After the "I'm moving out" phase came the "You don't like me/I don't love you" phase. Which we responded with yes we do & too bad becuase we'll always love you.

Both of those phases lasted less than a year combined. they were usually over cleaning her room, especially if she was tired or hungry.

The last time was hillarious though. We had steak or pork chop, dh gave her some cut up meat but she threw one of her fits becaue she wanted 13 pieces of meat. She had 5. We tried telling her if she ate what she had she could get more but nope she wanted 13 before she'd eat. So we told her if she was going to act like that she could sit in her room until she was ready to come out. she did some banging of something in her room & then screamed out "nothing ever goes right for this family". It was funny, we started laughing. Dh did cut her 5 pieces of meat into 13 pieces, she came out & ate them even after we told her she had the exact same amount of meat she had before. We never had another problem after that.
post #4 of 6
There's a book called The Runaway Bunny that is about a bunny who wants to run away, and his mom says she'll be with him no matter what he becomes. Like he says he'll go away on a sailboat, and she says that if he does, she'll become the wind. That book might make your dc feel better. My daughter loves that story.

When my daughter says she wants to run away I tell her if she did run away I'd miss her very much. That seems to be what she wants to hear and is always the end of it.
post #5 of 6
Thread Starter 
It's good to hear that others have handled it the same way with good results.
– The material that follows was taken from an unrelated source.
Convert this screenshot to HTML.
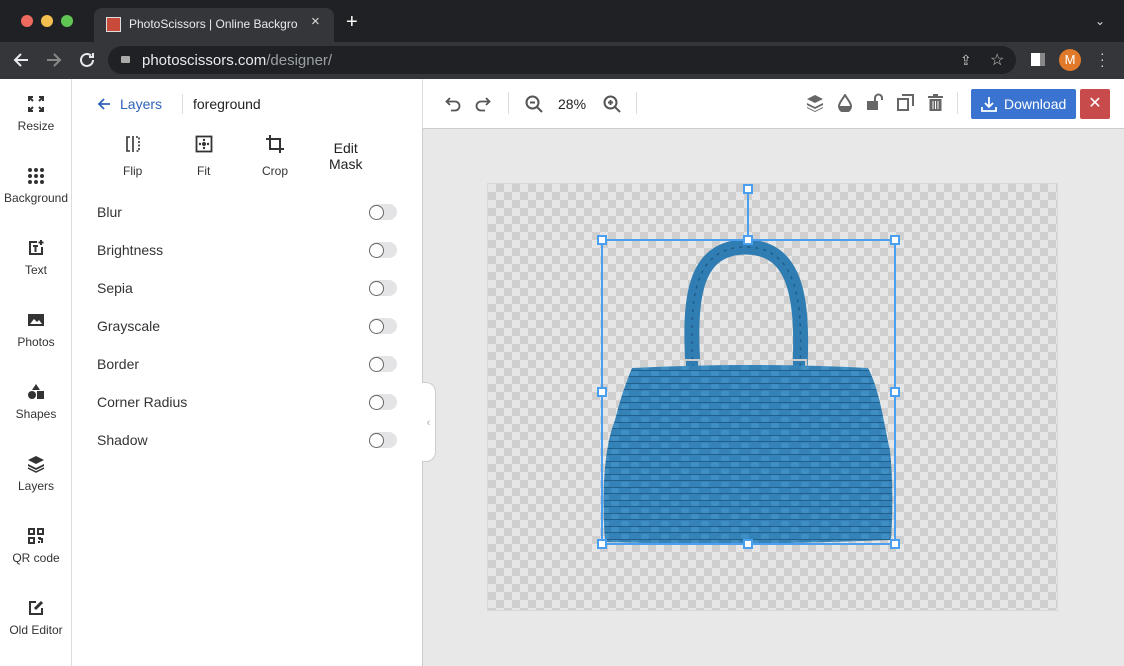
<!DOCTYPE html>
<html><head><meta charset="utf-8"><style>
*{box-sizing:border-box;margin:0;padding:0}
body{width:1124px;height:666px;overflow:hidden;font-family:"Liberation Sans",sans-serif;background:#fff;position:relative}
.abs{position:absolute}
.tabbar{left:0;top:0;width:1124px;height:42px;background:#202124}
.tool{left:0;top:42px;width:1124px;height:37px;background:#35363a}
.side{left:0;top:79px;width:72px;height:587px;border-right:1px solid #ddd;background:#fff}
.si{position:absolute;left:0;width:72px;text-align:center;font-size:12px;color:#333}
.si svg{display:block;margin:0 auto 6px}
.panel{left:73px;top:79px;width:349px;height:587px;background:#fff}
.row{position:absolute;left:24px;font-size:14px;color:#333}
.tog{position:absolute;left:296px;width:28px;height:16px;border-radius:8px;background:#e4e4e6}
.tog:before{content:"";position:absolute;left:0;top:1px;width:13px;height:13px;border-radius:50%;border:1px solid #666;background:#fff}
.canvas{left:422px;top:129px;width:702px;height:537px;background:#e8e8e8;border-left:1px solid #ccc}
.ctool{left:422px;top:79px;width:702px;height:50px;background:#fff;border-bottom:1px solid #ccc;border-left:1px solid #ddd}
.h{position:absolute;width:10px;height:10px;background:#fff;border:2px solid #4a9ff0}
</style></head><body>
<div class="abs tabbar"></div>
<div class="abs" style="left:21px;top:15px;width:12px;height:12px;border-radius:50%;background:#ed6a5e"></div>
<div class="abs" style="left:41px;top:15px;width:12px;height:12px;border-radius:50%;background:#f4bf4f"></div>
<div class="abs" style="left:61px;top:15px;width:12px;height:12px;border-radius:50%;background:#61c554"></div>
<div class="abs" style="left:94px;top:8px;width:240px;height:34px;background:#35363a;border-radius:8px 8px 0 0"></div>
<div class="abs" style="left:106px;top:17px;width:15px;height:15px;background:#c84a3a;border:1px solid #ddd"></div>
<div class="abs" style="left:129px;top:17px;font-size:12px;color:#e8eaed;width:180px;white-space:nowrap;overflow:hidden">PhotoScissors | Online Backgro</div>
<div class="abs" style="left:311px;top:13px;font-size:15px;color:#ddd">×</div>
<div class="abs" style="left:346px;top:11px;font-size:20px;color:#fff">+</div>
<div class="abs" style="left:1095px;top:14px;font-size:12px;color:#ddd">⌄</div>
<div class="abs tool"></div>
<svg class="abs" style="left:13px;top:52px" width="16" height="16" viewBox="0 0 16 16" fill="none" stroke="#e8eaed" stroke-width="2"><path d="M15 8H2M8 2L2 8l6 6"/></svg>
<svg class="abs" style="left:46px;top:52px" width="16" height="16" viewBox="0 0 16 16" fill="none" stroke="#888" stroke-width="2"><path d="M1 8h13M8 2l6 6-6 6"/></svg>
<svg class="abs" style="left:79px;top:52px" width="16" height="16" viewBox="0 0 16 16" fill="none" stroke="#e8eaed" stroke-width="2"><path d="M14 8a6 6 0 11-2-4.5"/><path d="M14 1v4h-4" /></svg>
<div class="abs" style="left:108px;top:46px;width:908px;height:28px;border-radius:14px;background:#202124"></div>
<div class="abs" style="left:121px;top:56px;width:9px;height:7px;background:#aaa;border-radius:1px"></div>
<div class="abs" style="left:142px;top:52px;font-size:15px;color:#e8eaed">photoscissors.com<span style="color:#9aa0a6">/designer/</span></div>
<div class="abs" style="left:960px;top:52px;font-size:14px;color:#ccc">⇪</div>
<div class="abs" style="left:990px;top:50px;font-size:16px;color:#ccc">☆</div>
<div class="abs" style="left:1031px;top:53px;width:14px;height:13px;background:#fff;border-right:5px solid #888"></div>
<div class="abs" style="left:1059px;top:49px;width:22px;height:22px;border-radius:50%;background:#e07a2a;color:#fff;font-size:13px;text-align:center;line-height:22px">M</div>
<div class="abs" style="left:1100px;top:50px;font-size:14px;color:#ddd;line-height:6px">·<br>·<br>·</div>

<div class="abs side">
<div class="si" style="top:16px"><svg width="18" height="18" viewBox="0 0 18 18" fill="none" stroke="#333" stroke-width="2"><path d="M2 6V2h4M12 2h4v4M16 12v4h-4M6 16H2v-4M2 2l4 4M16 2l-4 4M16 16l-4-4M2 16l4-4"/></svg>Resize</div>
<div class="si" style="top:88px"><svg width="18" height="18" viewBox="0 0 18 18" fill="#333"><circle cx="3" cy="3" r="2"/><circle cx="9" cy="3" r="2"/><circle cx="15" cy="3" r="2"/><circle cx="3" cy="9" r="2"/><circle cx="9" cy="9" r="2"/><circle cx="15" cy="9" r="2"/><circle cx="3" cy="15" r="2"/><circle cx="9" cy="15" r="2"/><circle cx="15" cy="15" r="2"/></svg>Background</div>
<div class="si" style="top:160px"><svg width="18" height="18" viewBox="0 0 18 18" fill="none" stroke="#333" stroke-width="2"><path d="M10 3H3v12h12V8M6 7h5M8.5 7v6M14 1v5M11.5 3.5h5"/></svg>Text</div>
<div class="si" style="top:232px"><svg width="18" height="18" viewBox="0 0 18 18"><rect x="1" y="3" width="16" height="12" fill="#333"/><path d="M3 13l4-5 3 3 2-2 3 4z" fill="#fff"/></svg>Photos</div>
<div class="si" style="top:304px"><svg width="18" height="18" viewBox="0 0 18 18" fill="#333"><path d="M9 1l4 6H5z"/><circle cx="5" cy="12" r="4"/><rect x="10" y="8" width="7" height="8"/></svg>Shapes</div>
<div class="si" style="top:376px"><svg width="18" height="18" viewBox="0 0 18 18" fill="#333"><path d="M9 1l8 4-8 4-8-4z"/><path d="M1 9l8 4 8-4v2l-8 4-8-4z"/><path d="M1 13l8 4 8-4" stroke="#333" stroke-width="1.5" fill="none"/></svg>Layers</div>
<div class="si" style="top:448px"><svg width="18" height="18" viewBox="0 0 18 18" fill="none" stroke="#333" stroke-width="2"><rect x="2" y="2" width="5" height="5"/><rect x="11" y="2" width="5" height="5"/><rect x="2" y="11" width="5" height="5"/><path d="M11 11h2v2M15 11v5M11 15h2"/></svg>QR code</div>
<div class="si" style="top:520px"><svg width="18" height="18" viewBox="0 0 18 18" fill="none" stroke="#333" stroke-width="2"><path d="M9 3H3v12h12V9"/><path d="M8 10l7-7" stroke-width="3"/></svg>Old Editor</div>
</div>

<div class="abs panel">
<svg class="abs" style="left:24px;top:18px" width="14" height="14" viewBox="0 0 14 14" fill="none" stroke="#2e63b8" stroke-width="1.8"><path d="M13 7H2M7 2L2 7l5 5"/></svg>
<div class="abs" style="left:47px;top:17px;font-size:14px;color:#2e63b8">Layers</div>
<div class="abs" style="left:109px;top:15px;width:1px;height:20px;background:#ddd"></div>
<div class="abs" style="left:120px;top:17px;font-size:14px;color:#222">foreground</div>
<svg class="abs" style="left:51px;top:56px" width="18" height="18" viewBox="0 0 18 18" fill="none" stroke="#333" stroke-width="1.6"><path d="M6 2H3v14h3M9 1v16"/><path d="M12 2h3v14h-3" stroke-dasharray="2 1.5"/></svg>
<div class="abs" style="left:50px;top:85px;font-size:12px;color:#333">Flip</div>
<svg class="abs" style="left:122px;top:56px" width="18" height="18" viewBox="0 0 18 18"><rect x="1.5" y="1.5" width="15" height="15" fill="none" stroke="#333" stroke-width="1.8"/><circle cx="9" cy="9" r="2" fill="#333"/><circle cx="9" cy="5" r="1.2" fill="#333"/><circle cx="9" cy="13" r="1.2" fill="#333"/><circle cx="5" cy="9" r="1.2" fill="#333"/><circle cx="13" cy="9" r="1.2" fill="#333"/></svg>
<div class="abs" style="left:124px;top:85px;font-size:12px;color:#333">Fit</div>
<svg class="abs" style="left:192px;top:55px" width="20" height="20" viewBox="0 0 20 20" fill="none" stroke="#333" stroke-width="2"><path d="M5 1v14h14M1 5h14v14"/></svg>
<div class="abs" style="left:189px;top:85px;font-size:12px;color:#333">Crop</div>
<div class="abs" style="left:256px;top:61px;font-size:14px;color:#222;text-align:center;line-height:16px">Edit<br>Mask</div>
<div class="row" style="top:125px">Blur</div><div class="tog" style="top:125px"></div>
<div class="row" style="top:163px">Brightness</div><div class="tog" style="top:163px"></div>
<div class="row" style="top:201px">Sepia</div><div class="tog" style="top:201px"></div>
<div class="row" style="top:239px">Grayscale</div><div class="tog" style="top:239px"></div>
<div class="row" style="top:277px">Border</div><div class="tog" style="top:277px"></div>
<div class="row" style="top:315px">Corner Radius</div><div class="tog" style="top:315px"></div>
<div class="row" style="top:353px">Shadow</div><div class="tog" style="top:353px"></div>
</div>

<div class="abs ctool">
<svg class="abs" style="left:22px;top:17px" width="16" height="16" viewBox="0 0 16 16" fill="none" stroke="#555" stroke-width="1.8"><path d="M5 2L1.5 5.5 5 9"/><path d="M2 5.5h8a4.5 4.5 0 010 9H6"/></svg>
<svg class="abs" style="left:52px;top:17px" width="16" height="16" viewBox="0 0 16 16" fill="none" stroke="#555" stroke-width="1.8"><path d="M11 2l3.5 3.5L11 9"/><path d="M14 5.5H6a4.5 4.5 0 000 9h4"/></svg>
<div class="abs" style="left:85px;top:13px;width:1px;height:22px;background:#ddd"></div>
<svg class="abs" style="left:102px;top:16px" width="18" height="18" viewBox="0 0 18 18" fill="none" stroke="#555" stroke-width="2"><circle cx="7.5" cy="7.5" r="6"/><path d="M12 12l5 5M5 7.5h5"/></svg>
<div class="abs" style="left:135px;top:17px;font-size:14px;color:#222">28%</div>
<svg class="abs" style="left:180px;top:16px" width="18" height="18" viewBox="0 0 18 18" fill="none" stroke="#555" stroke-width="2"><circle cx="7.5" cy="7.5" r="6"/><path d="M12 12l5 5M5 7.5h5M7.5 5v5"/></svg>
<div class="abs" style="left:213px;top:13px;width:1px;height:22px;background:#ddd"></div>
<svg class="abs" style="left:384px;top:16px" width="16" height="17" viewBox="0 0 16 17" fill="#666"><path d="M8 0l8 4-8 4-8-4z"/><path d="M0 8l8 4 8-4v2l-8 4-8-4z"/><path d="M0 12l8 4 8-4v1l-8 4-8-4z"/></svg>
<svg class="abs" style="left:415px;top:15px" width="14" height="18" viewBox="0 0 14 18"><path d="M7 1C4 6 1 9 1 12a6 6 0 0012 0c0-3-3-6-6-11z" fill="none" stroke="#666" stroke-width="2"/><path d="M1 12a6 6 0 0012 0z" fill="#666"/></svg>
<svg class="abs" style="left:443px;top:14px" width="18" height="18" viewBox="0 0 18 18"><rect x="1" y="8" width="11" height="9" fill="#666"/><path d="M9 8V5a3.5 3.5 0 017 0v2" fill="none" stroke="#666" stroke-width="2"/></svg>
<svg class="abs" style="left:474px;top:15px" width="17" height="17" viewBox="0 0 17 17" fill="none" stroke="#666" stroke-width="2"><rect x="1" y="5" width="10" height="11"/><path d="M5 1h11v11"/></svg>
<svg class="abs" style="left:505px;top:15px" width="15" height="17" viewBox="0 0 15 17" fill="#666"><rect x="0" y="2" width="15" height="2"/><rect x="5" y="0" width="5" height="2"/><path d="M1.5 5h12v12h-12z"/><path d="M5 7v8M7.5 7v8M10 7v8" stroke="#fff" stroke-width="1"/></svg>
<div class="abs" style="left:534px;top:13px;width:1px;height:22px;background:#ddd"></div>
<div class="abs" style="left:548px;top:10px;width:105px;height:30px;background:#3a74d0;border-radius:2px;color:#fff;font-size:14px;line-height:30px;padding-left:33px">Download</div>
<svg class="abs" style="left:558px;top:17px" width="16" height="16" viewBox="0 0 16 16" fill="none" stroke="#fff" stroke-width="1.8"><path d="M8 1v10M4 7l4 4 4-4M1 11v4h14v-4"/></svg>
<div class="abs" style="left:657px;top:10px;width:30px;height:30px;background:#c84b4b;border-radius:2px;color:#fff;font-size:16px;line-height:30px;text-align:center">✕</div>
</div>

<div class="abs canvas"></div>
<div class="abs" style="left:422px;top:382px;width:14px;height:80px;background:#fff;border:1px solid #ccc;border-left:none;border-radius:0 10px 10px 0;color:#aaa;font-size:11px;line-height:80px;text-align:center">‹</div>
<div class="abs" style="left:487px;top:183px;width:571px;height:428px;border:1px solid #d8d8d8;background-color:#e6e6e6;background-image:linear-gradient(45deg,#cfcfcf 25%,transparent 25%,transparent 75%,#cfcfcf 75%),linear-gradient(45deg,#cfcfcf 25%,transparent 25%,transparent 75%,#cfcfcf 75%);background-size:16px 16px;background-position:0 0,8px 8px"></div>

<svg class="abs" style="left:0;top:0" width="1124" height="666">
<defs><pattern id="sc" width="20" height="13" patternUnits="userSpaceOnUse"><rect width="20" height="13" fill="#3582b8"/><rect x="1" y="1" width="8" height="5" rx="2" fill="#3f8fc4"/><rect x="11" y="7" width="8" height="5" rx="2" fill="#3f8fc4"/><path d="M0 12.5h20M0 6.5h20" stroke="#215f8d" stroke-width="1"/></pattern></defs>
<path d="M693 368 C689 300 693 248 745 247 C797 247 803 300 800 368" fill="none" stroke="#2f7db2" stroke-width="15"/>
<path d="M693 368 C689 300 693 248 745 247 C797 247 803 300 800 368" fill="none" stroke="#1f5d8b" stroke-width="1.5" stroke-dasharray="3 5"/>
<rect x="685" y="360" width="14" height="10" fill="none" stroke="#ccc" stroke-width="2"/>
<rect x="792" y="360" width="14" height="10" fill="none" stroke="#ccc" stroke-width="2"/>
<path d="M632 368 Q750 362 868 368 C880 390 885 430 890 450 C893 480 893 510 891 540 Q750 546 605 542 C602 500 603 450 615 420 C620 400 625 385 632 368Z" fill="url(#sc)"/>
<rect x="602" y="240" width="293" height="304" fill="none" stroke="#4a9ff0" stroke-width="2"/>
<line x1="748" y1="190" x2="748" y2="240" stroke="#4a9ff0" stroke-width="2"/>
</svg>
<div class="h" style="left:743px;top:184px"></div>
<div class="h" style="left:597px;top:235px"></div><div class="h" style="left:743px;top:235px"></div><div class="h" style="left:890px;top:235px"></div>
<div class="h" style="left:597px;top:387px"></div><div class="h" style="left:890px;top:387px"></div>
<div class="h" style="left:597px;top:539px"></div><div class="h" style="left:743px;top:539px"></div><div class="h" style="left:890px;top:539px"></div>
</body></html>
I don't think she understands "run away" yet. Mostly she is saying she wants to live with parents that will let her do what she wants. She is the kind of child that definitely needs structure and boundaries.

Thanks again!
post #6 of 6
Quote:
Originally Posted by mamazee View Post
When my daughter says she wants to run away I tell her if she did run away I'd miss her very much. That seems to be what she wants to hear and is always the end of it.
I think that this is personally the best way to deal with it at that age, they need to know that they will be missed.
Children at this age DO NOT manipulate, even if we as adults think that it is manipulation, but like CarrieMF said they want more independence but do not know the way of how to go about it!
Manipulation is an adult characteristic, which they have not developed yet at this age,...now a 8 or 9 year old doing the same thing that might be a different story.